Skip to main content
Dryad

Fitness consequences of structural variation inferred from a House Finch pangenome

Data files

Nov 07, 2024 version files 64.89 GB

Select up to 11 GB of files for download

Abstract

Genomic structural variants (SVs) play a crucial role in adaptive evolution, yet their average fitness effects and characterization with pangenome tools are understudied in wild animal populations. We constructed a pangenome for House Finches, a model for studies of host-pathogen coevolution, using long-read sequence data on 16 individuals (32 de novo-assembled haplotypes) and one outgroup. We identified 643,207 SVs larger than 50 base pairs, mostly (60%) involving repetitive elements, with reduced SV diversity in the eastern US as a result of its introduction by humans.

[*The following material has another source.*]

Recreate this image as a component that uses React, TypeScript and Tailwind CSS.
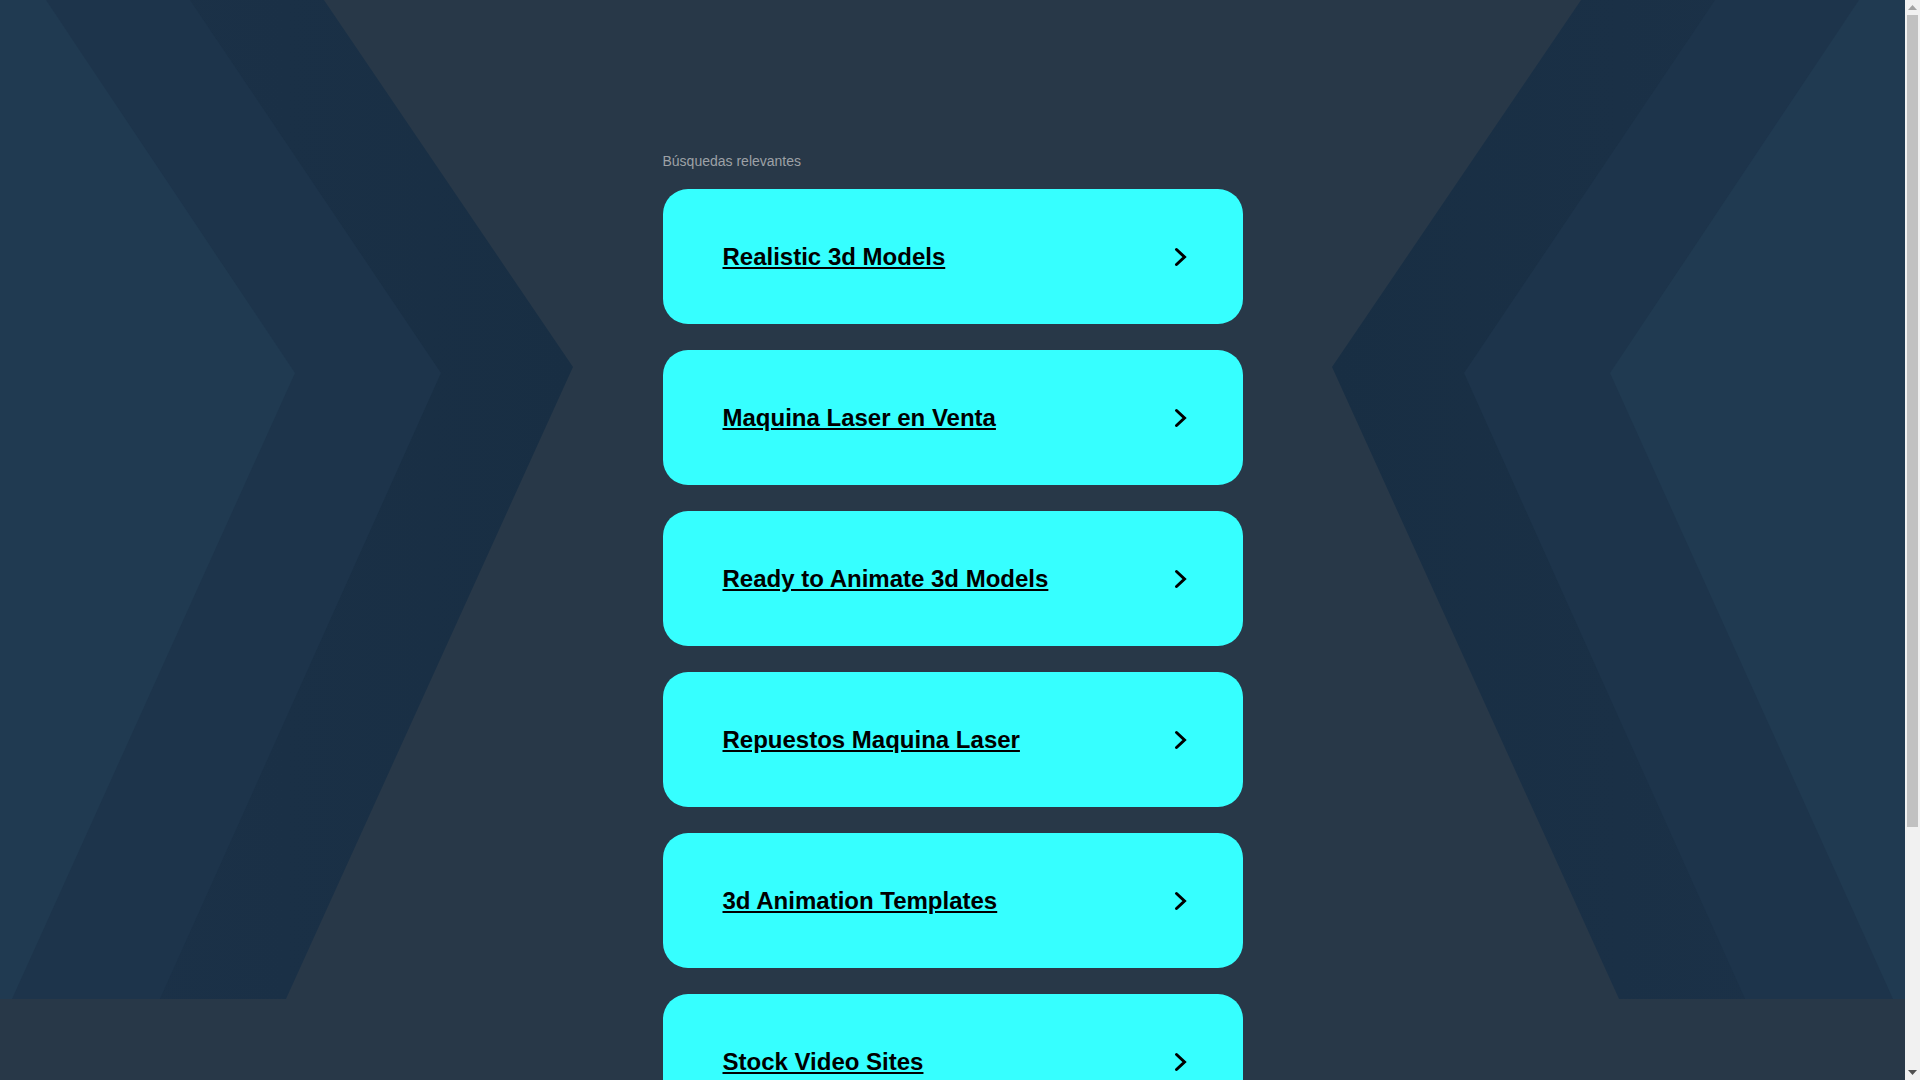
import React from "react"

const searches = [
  "Realistic 3d Models",
  "Maquina Laser en Venta",
  "Ready to Animate 3d Models",
  "Repuestos Maquina Laser",
  "3d Animation Templates",
  "Stock Video Sites",
]

function Backdrop() {
  // layered chevrons, mirrored around the page centre
  const W = 1905
  const m = (pts: number[][]) => pts.map(([x, y]) => `${W - x},${y}`).join(" ")
  const l = (pts: number[][]) => pts.map(([x, y]) => `${x},${y}`).join(" ")
  const outer = [[0, 0], [324, 0], [573, 367], [286, 999], [0, 999]]
  const middle = [[0, 0], [190, 0], [441, 373], [160, 999], [0, 999]]
  const inner = [[0, 0], [46, 0], [295, 373], [12, 999], [0, 999]]
  return (
    <svg
      className="absolute left-0 top-0 w-full h-[999px]"
      viewBox="0 0 1905 999"
      preserveAspectRatio="none"
    >
      <defs>
        <linearGradient id="g1" x1="0" y1="0" x2="1" y2="0">
          <stop offset="0" stopColor="#1c3249" />
          <stop offset="1" stopColor="#182e43" />
        </linearGradient>
        <linearGradient id="g1r" x1="1" y1="0" x2="0" y2="0">
          <stop offset="0" stopColor="#1c3249" />
          <stop offset="1" stopColor="#182e43" />
        </linearGradient>
      </defs>
      <polygon points={l(outer)} fill="url(#g1)" />
      <polygon points={l(middle)} fill="#1d344b" />
      <polygon points={l(inner)} fill="#203a51" />
      <polygon points={m(outer)} fill="url(#g1r)" />
      <polygon points={m(middle)} fill="#1d344b" />
      <polygon points={m(inner)} fill="#203a51" />
    </svg>
  )
}

function Chevron() {
  return (
    <svg width="14" height="20" viewBox="0 0 14 20" className="shrink-0">
      <polyline
        points="2.5,2.5 10.5,10 2.5,17.5"
        fill="none"
        stroke="#000"
        strokeWidth="3"
        strokeLinecap="round"
        strokeLinejoin="miter"
      />
    </svg>
  )
}

// classic browser scrollbar, as in the screenshot
function ScrollBar() {
  return (
    <div className="w-[15px] shrink-0 h-screen bg-[#f1f1f1] flex flex-col items-center">
      <div className="h-[15px] flex items-center justify-center">
        <svg width="9" height="5" viewBox="0 0 9 5">
          <polygon points="0,5 4.5,0 9,5" fill="#a3a3a3" />
        </svg>
      </div>
      <div className="w-[11px] h-[812px] bg-[#c1c1c1]" />
      <div className="flex-1" />
      <div className="h-[15px] flex items-center justify-center">
        <svg width="9" height="5" viewBox="0 0 9 5">
          <polygon points="0,0 9,0 4.5,5" fill="#505050" />
        </svg>
      </div>
    </div>
  )
}

export default function App() {
  return (
    <div
      className="flex h-screen overflow-hidden bg-[#283848]"
      style={{ fontFamily: '"Liberation Sans", Arial, sans-serif' }}
    >
      <div className="relative flex-1 min-h-[1390px]">
        <Backdrop />

        <div className="relative mx-auto w-[580px] pt-[153px] pb-[200px]">
          <p className="text-[14px] leading-[16px] text-[#9da1a6] mb-[20px]">
            Búsquedas relevantes
          </p>

          <div className="flex flex-col gap-[26px]">
            {searches.map((s) => (
              <a
                key={s}
                href="#"
                className="flex items-center justify-between h-[135px] rounded-[25px] bg-[#36ffff] pl-[60px] pr-[55px]"
              >
                <span className="text-[24px] leading-[28px] font-bold text-black underline">
                  {s}
                </span>
                <Chevron />
              </a>
            ))}
          </div>
        </div>
      </div>
      <ScrollBar />
    </div>
  )
}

The distribution of fitness effects of genome-wide SVs was estimated using maximum likelihood approaches and showed SVs in both coding and non-coding regions to be on average more deleterious than smaller indels or single nucleotide polymorphisms. Our reference-free pangenome facilitated the discovery of a 10-million-year-old, 11-megabase-long pericentric inversion, whose genotype frequency increased steadily over the 25 years since House Finches were first exposed to the bacterial pathogen Mycoplasma gallispecticum and which showed signatures of balancing selection, capturing genes related to immunity and telomerase activity. We also observed shorter telomeres in populations with a greater number of years of exposure to Mycoplasma. Our study illustrates the utility of applying pangenome methods to wild animal populations, helps estimate the fitness effects of genome-wide SVs, and advances our understanding of adaptive evolution through structural variation.